Thorondor bore up Glorfindel’s body out of the abyss, and he was buried in a mound of stones beside the pass. A green turf came to lie there, and yellow flowers bloomed upon it.

Eventually the refugees came to Nan-tathren, the Land of Willows, and there they rested for a while. They made a feast in memory of Gondolin, and the Elves that had died there, and for Glorfindel the beloved. The Gondolindrim then departed from the Land of Willows, and made their way down to the Mouths of Sirion, and joined their people to the company of Elwing. There, an Elven-folk was established from the remnants of Doriath and Gondolin, and from Balar the mariners of Círdan came among them. When word came to Balar that Turgon was slain, Gil-galad was named High King of the Noldor in Middle-earth.

When Tuor grew old and weary, he fashioned a ship called Eärrámë, and he and Idril set sail into the sunset and the West.

Canonicity of the BoLT story

The Silmarillion covers the Fall of Gondolin in a simple few paragraphs, and the only detailed account known is the one in the Book of Lost Tales 2. It is striking to note that the few details mentioned in the Silmarillion are identical to those in BoLT (e.g.
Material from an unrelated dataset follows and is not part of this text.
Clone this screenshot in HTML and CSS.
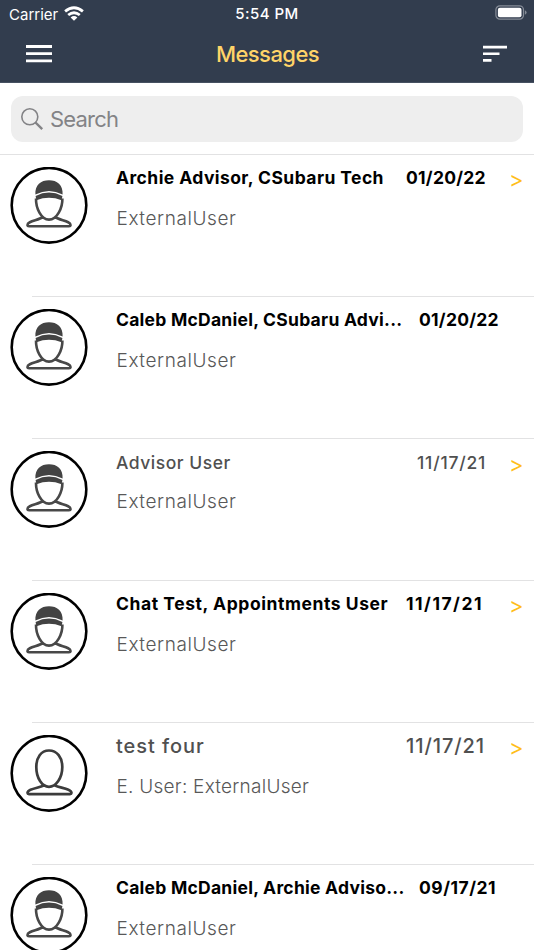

Maeglin’s body hitting Amon Gwareth three times before falling into the flames), and Christopher Tolkien, in his commentary on the BoLT story suggests that most changes between the two versions are simply as a result of compression rather than any significant change in the course of events.

The one main difference, of course, is the number of Balrogs in the battle – a change which does not affect the story of the Noldor in any way. Tolkien’s early concept of Balrogs had them as demons of powers, capable of pain and fear, and less terrible and more destructible than their later counterparts. The Balrogs of the Silmarillion were another matter all together.